— What to do —
Where does the string "styles" appear in the records? Copy every line that contains it.

— Data provided —
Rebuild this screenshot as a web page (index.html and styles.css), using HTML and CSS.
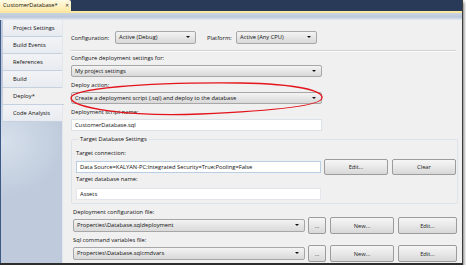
FILE: index.html
```html
<!DOCTYPE html>
<html lang="en">
<head>
  <meta charset="UTF-8">
  <title>CustomerDatabase - Deploy</title>
  <link rel="stylesheet" href="styles.css">
</head>
<body>
  <div class="window">
    <div class="doc-tabs">
      <div class="doc-tab">CustomerDatabase* <span class="close">&#x2715;</span></div>
    </div>
    <div class="doc-band"></div>

    <div class="pane">
      <nav class="side">
        <div class="side-tab">Project Settings</div>
        <div class="side-tab">Build Events</div>
        <div class="side-tab">References</div>
        <div class="side-tab">Build</div>
        <div class="side-tab active">Deploy*</div>
        <div class="side-tab">Code Analysis</div>
      </nav>

      <main class="content">
        <div class="config-row">
          <span class="lbl cfg-lbl">Configuration:</span>
          <div class="combo cfg-combo">Active (Debug)</div>
          <span class="lbl plat-lbl">Platform:</span>
          <div class="combo cfg-combo">Active (Any CPU)</div>
        </div>
        <div class="separator"></div>

        <div class="field">
          <span class="lbl">Configure deployment settings for:</span>
          <div class="combo wide">My project settings</div>
        </div>
        <div class="field">
          <span class="lbl">Deploy action:</span>
          <div class="combo wide">Create a deployment script (.sql) and deploy to the database</div>
        </div>
        <div class="field">
          <span class="lbl">Deployment script name:</span>
          <div class="textbox wide">CustomerDatabase.sql</div>
        </div>

        <fieldset class="group">
          <legend>Target Database Settings</legend>
          <span class="lbl">Target connection:</span>
          <div class="row">
            <div class="textbox conn">Data Source=KALYAN-PC;Integrated Security=True;Pooling=False</div>
            <button class="btn big">Edit...</button>
            <button class="btn big">Clear</button>
          </div>
          <span class="lbl">Target database name:</span>
          <div class="textbox conn db">Assets</div>
        </fieldset>

        <div class="files">
          <span class="lbl">Deployment configuration file:</span>
          <div class="row">
            <div class="combo file">Properties\Database.sqldeployment</div>
            <button class="btn dots">...</button>
            <button class="btn big">New...</button>
            <button class="btn edit">Edit...</button>
          </div>
          <span class="lbl">Sql command variables file:</span>
          <div class="row">
            <div class="combo file">Properties\Database.sqlcmdvars</div>
            <button class="btn dots">...</button>
            <button class="btn big">New...</button>
            <button class="btn edit">Edit...</button>
          </div>
        </div>
      </main>
    </div>

    <!-- red hand drawn ring round the deploy action -->
    <svg class="ring" width="466" height="268" viewBox="0 0 466 268">
      <path d="M71,98 C71,89 140,82 240,83 C300,84 323,91 322,98 C321,106 270,111 200,114 C130,117 71,108 71,98 Z" fill="none" stroke="#e3141b" stroke-width="1.3"/>
    </svg>
  </div>
</body>
</html>
```

FILE: styles.css
```css
/* Deploy properties page */
body {
  margin: 0;
  background: #fff;
  font-family: "Open Sans", "Noto Sans", sans-serif;
  font-size: 5.75px;
  color: #111;
}

.window {
  position: relative;
  width: 462px;
  height: 263px;
  border-right: 1px solid #3c3c3c;
  border-bottom: 2px solid #2e2e2e;
  box-shadow: 1px 2px 3px rgba(0, 0, 0, 0.55);
  display: flex;
  flex-direction: column;
  overflow: hidden;
}

.doc-tabs {
  height: 11px;
  background: #293a58;
  display: flex;
}

.doc-tab {
  width: 66px;
  padding-left: 3px;
  background: linear-gradient(#fffbe4, #ffeaa8);
  border-radius: 0 2px 0 0;
  line-height: 11px;
  display: flex;
  justify-content: space-between;
  padding-right: 2px;
}

.doc-tab .close {
  font-size: 5px;
  color: #333;
}

.doc-band {
  height: 9px;
  border-top: 2px solid #fbe7a0;
  box-sizing: border-box;
  background: linear-gradient(#c9d3e2, #bcc8da 60%, #e8edf4);
}

.pane {
  flex: 1;
  display: flex;
}

.side {
  width: 63px;
  padding-left: 2px;
  box-sizing: border-box;
  background: radial-gradient(ellipse 70px 60px at 0 122px, #d7e0ec, #bfcbdc 90%), #bccadb;
  border-left: 1px solid #3d5a86;
}

.side-tab {
  height: 16px;
  line-height: 16px;
  padding-left: 10px;
  background: linear-gradient(#f2f3f6, #e8ebf0);
  border-bottom: 1px solid #c6d1df;
}

.side-tab.active {
  background: #f0f0f0;
  margin-right: -2px;
  position: relative;
}

.content {
  flex: 1;
  background: #f0f0f0;
  border-left: 1px solid #e2e7ee;
  padding: 10px 4px 0 8px;
  display: flex;
  flex-direction: column;
}

.lbl {
  display: block;
  height: 8px;
  line-height: 8px;
  white-space: nowrap;
}

.config-row {
  display: flex;
  align-items: center;
  height: 13px;
  margin-top: 1px;
}

.cfg-lbl {
  width: 44px;
}

.plat-lbl {
  width: 29px;
  margin-left: 11px;
}

.combo {
  position: relative;
  box-sizing: border-box;
  height: 12px;
  line-height: 10px;
  padding-left: 3px;
  border: 1px solid #a7a7a7;
  border-radius: 2px;
  background: linear-gradient(#f4f4f4, #e6e6e6 50%, #d9d9d9);
  white-space: nowrap;
  overflow: hidden;
}

.combo::after {
  content: "";
  position: absolute;
  right: 5px;
  top: 4px;
  border-left: 2px solid transparent;
  border-right: 2px solid transparent;
  border-top: 2px solid #111;
}

.cfg-combo {
  width: 81px;
  height: 13px;
  line-height: 11px;
}

.separator {
  margin-top: 6px;
  width: 385px;
  height: 1px;
  background: #d3d3d3;
  border-bottom: 1px solid #fbfbfb;
}

.field {
  margin-top: 2px;
  display: flex;
  flex-direction: column;
  gap: 3px;
}

.field + .field {
  margin-top: 4px;
}

.wide {
  width: 251px;
}

.textbox {
  box-sizing: border-box;
  height: 12px;
  line-height: 10px;
  padding-left: 3px;
  background: #fff;
  border: 1px solid #dde2e8;
  white-space: nowrap;
  overflow: hidden;
}

.group {
  margin: 4px 0 0 0;
  width: 386px;
  box-sizing: border-box;
  padding: 6px 1px 3px 4px;
  border: 1px solid #dde3ea;
  border-radius: 2px;
}

.group legend {
  padding: 0 2px;
  margin-left: 2px;
  line-height: 8px;
}

.row {
  display: flex;
  align-items: center;
  height: 16px;
  margin-top: 2px;
}

.conn {
  width: 245px;
  border-color: #b9cde3;
}

.db {
  margin-top: 5px;
  height: 12px;
  border-color: #e3e7ec;
}

.btn {
  box-sizing: border-box;
  height: 16px;
  padding: 0;
  font: inherit;
  color: #1c1c1c;
  border: 1px solid #9c9c9c;
  border-radius: 2px;
  background: linear-gradient(#f6f6f6, #e8e8e8 50%, #d8d8d8);
}

.big {
  width: 64px;
  margin-left: 3px;
}

.row .big + .big {
  margin-left: 4px;
}

.files {
  margin-top: 4px;
  padding-left: 2px;
  display: flex;
  flex-direction: column;
}

.files .row {
  height: 17px;
  margin-top: 0;
}

.files .row + .lbl {
  margin-top: 2px;
}

.files .lbl + .row {
  margin-top: 1px;
}

.file {
  width: 232px;
  height: 13px;
  line-height: 11px;
}

.dots {
  width: 18px;
  height: 17px;
  margin-left: 3px;
}

.files .big {
  height: 17px;
  margin-left: 4px;
}

.edit {
  width: 59px;
  height: 17px;
  margin-left: 4px;
}

.ring {
  position: absolute;
  left: 0;
  top: 0;
  pointer-events: none;
}
```
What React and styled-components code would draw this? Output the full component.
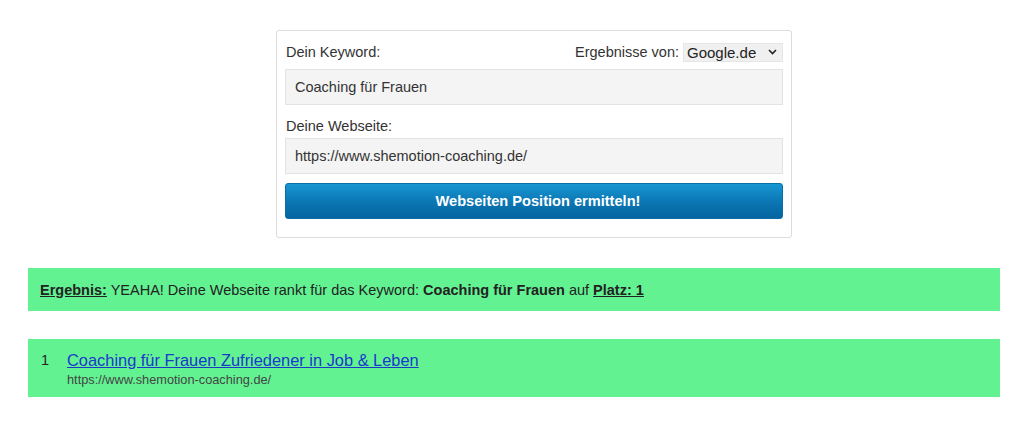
import React from "react";
import styled, { createGlobalStyle } from "styled-components";

const GlobalStyle = createGlobalStyle`
  body {
    margin: 0;
    background: #ffffff;
    font-family: "Liberation Sans", Arial, sans-serif;
    color: #333333;
  }
`;

const Page = styled.div`
  padding: 30px 24px 0 28px;
`;

const Card = styled.form`
  box-sizing: border-box;
  width: 516px;
  margin-left: 248px;
  padding: 9px 8px 18px;
  border: 1px solid #dcdcdc;
  border-radius: 3px;
  background: #ffffff;
`;

const HeaderRow = styled.div`
  display: flex;
  justify-content: space-between;
  align-items: center;
  height: 24px;
  padding-left: 1px;
`;

const Label = styled.label`
  display: block;
  font-size: 14.5px;
  color: #333;
  padding: ${({ $top }) => ($top ? "13px 0 3px 1px" : "0")};
  line-height: 17px;
`;

const SourcePicker = styled.div`
  display: flex;
  align-items: center;
  gap: 4px;
  font-size: 14.5px;
`;

const Select = styled.div`
  box-sizing: border-box;
  display: flex;
  align-items: center;
  justify-content: space-between;
  width: 100px;
  height: 19px;
  padding: 0 5px 0 3px;
  background: #f0f0f0;
  border: 1px solid #e6e6e6;
  font-size: 15px;
  color: #222;
`;

const TextInput = styled.div`
  box-sizing: border-box;
  display: flex;
  align-items: center;
  height: 36px;
  margin-top: ${({ $gap }) => $gap || 0}px;
  padding: 0 9px;
  background: #f4f4f4;
  border: 1px solid #e3e3e3;
  font-size: 14.5px;
  color: #333;
`;

const Button = styled.button`
  box-sizing: border-box;
  width: 100%;
  height: 36px;
  margin-top: 9px;
  padding: 0 0 0 8px;
  border: 1px solid #0a6ea6;
  border-radius: 3px;
  background: linear-gradient(#1696d2, #0a73b0 60%, #0565a0);
  color: #ffffff;
  font-family: "Liberation Sans", Arial, sans-serif;
  font-weight: bold;
  font-size: 14.6px;
`;

const ResultBar = styled.div`
  box-sizing: border-box;
  width: 972px;
  background: #63f292;
  color: #222;
  margin-top: ${({ $top }) => $top}px;
`;

const Summary = styled(ResultBar)`
  display: flex;
  align-items: center;
  height: 43px;
  padding-left: 12px;
  font-size: 14.5px;
  white-space: pre;
`;

const Mark = styled.span`
  font-weight: bold;
  text-decoration: underline;
`;

const Hit = styled(ResultBar)`
  display: flex;
  height: 58px;
  padding: 11px 0 0 13px;
`;

const Rank = styled.span`
  width: 26px;
  font-size: 14.5px;
  line-height: 20px;
`;

const HitBody = styled.div`
  display: flex;
  flex-direction: column;
`;

const HitTitle = styled.a`
  font-size: 16.4px;
  line-height: 20px;
  color: #1a39cc;
  text-decoration: underline;
`;

const HitUrl = styled.span`
  margin-top: 2px;
  font-size: 12.75px;
  line-height: 16px;
  color: #444;
`;

const Chevron = () => (
  <svg width="9" height="6" viewBox="0 0 9 6">
    <path d="M1 1l3.5 3.5L8 1" fill="none" stroke="#222" strokeWidth="1.6" />
  </svg>
);

export default function App() {
  return (
    <>
      <GlobalStyle />
      <Page>
        <Card onSubmit={(e) => e.preventDefault()}>
          <HeaderRow>
            <Label>Dein Keyword:</Label>
            <SourcePicker>
              <span>Ergebnisse von:</span>
              <Select>
                <span>Google.de</span>
                <Chevron />
              </Select>
            </SourcePicker>
          </HeaderRow>
          <TextInput $gap={5}>Coaching für Frauen</TextInput>
          <Label $top>Deine Webseite:</Label>
          <TextInput>https://www.shemotion-coaching.de/</TextInput>
          <Button type="submit">Webseiten Position ermitteln!</Button>
        </Card>
        <Summary $top={30}>
          <Mark>Ergebnis:</Mark> YEAHA! Deine Webseite rankt für das Keyword:{" "}
          <b>Coaching für Frauen</b> auf <Mark>Platz: 1</Mark>
        </Summary>
        <Hit $top={28}>
          <Rank>1</Rank>
          <HitBody>
            <HitTitle href="#">Coaching für Frauen Zufriedener in Job &amp; Leben</HitTitle>
            <HitUrl>https://www.shemotion-coaching.de/</HitUrl>
          </HitBody>
        </Hit>
      </Page>
    </>
  );
}
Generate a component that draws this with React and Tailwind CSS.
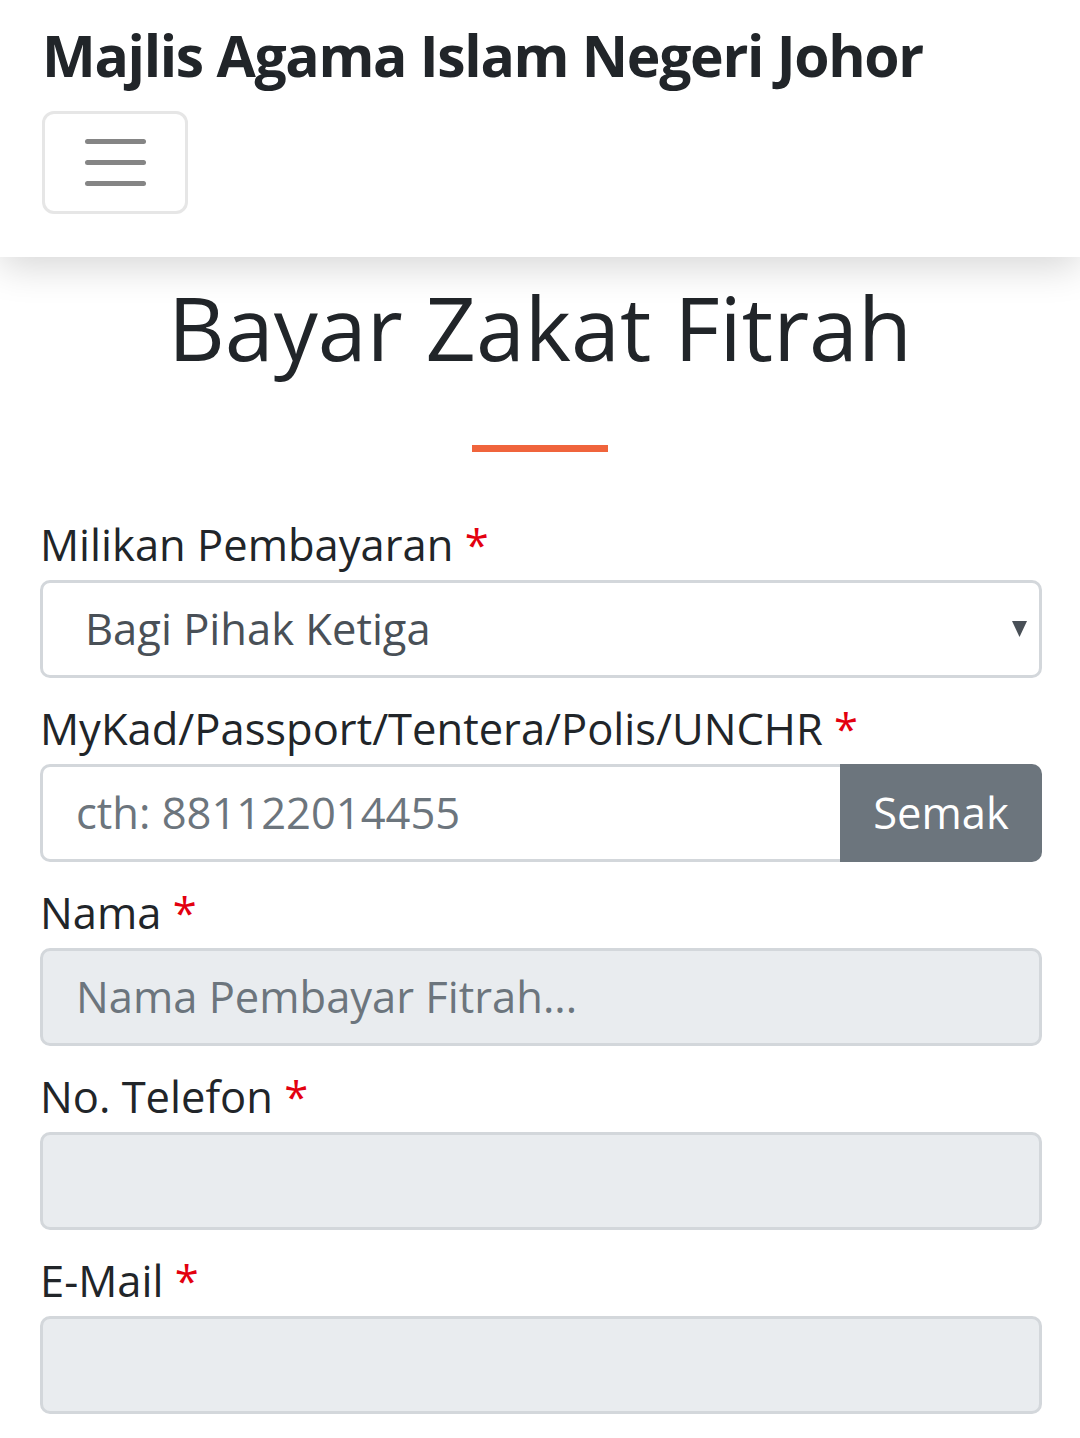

— Problem solution —
Rebuild this screenshot as a web page (index.html and styles.css), using HTML and CSS.
  <link rel="stylesheet" href="styles.css">
FILE: styles.css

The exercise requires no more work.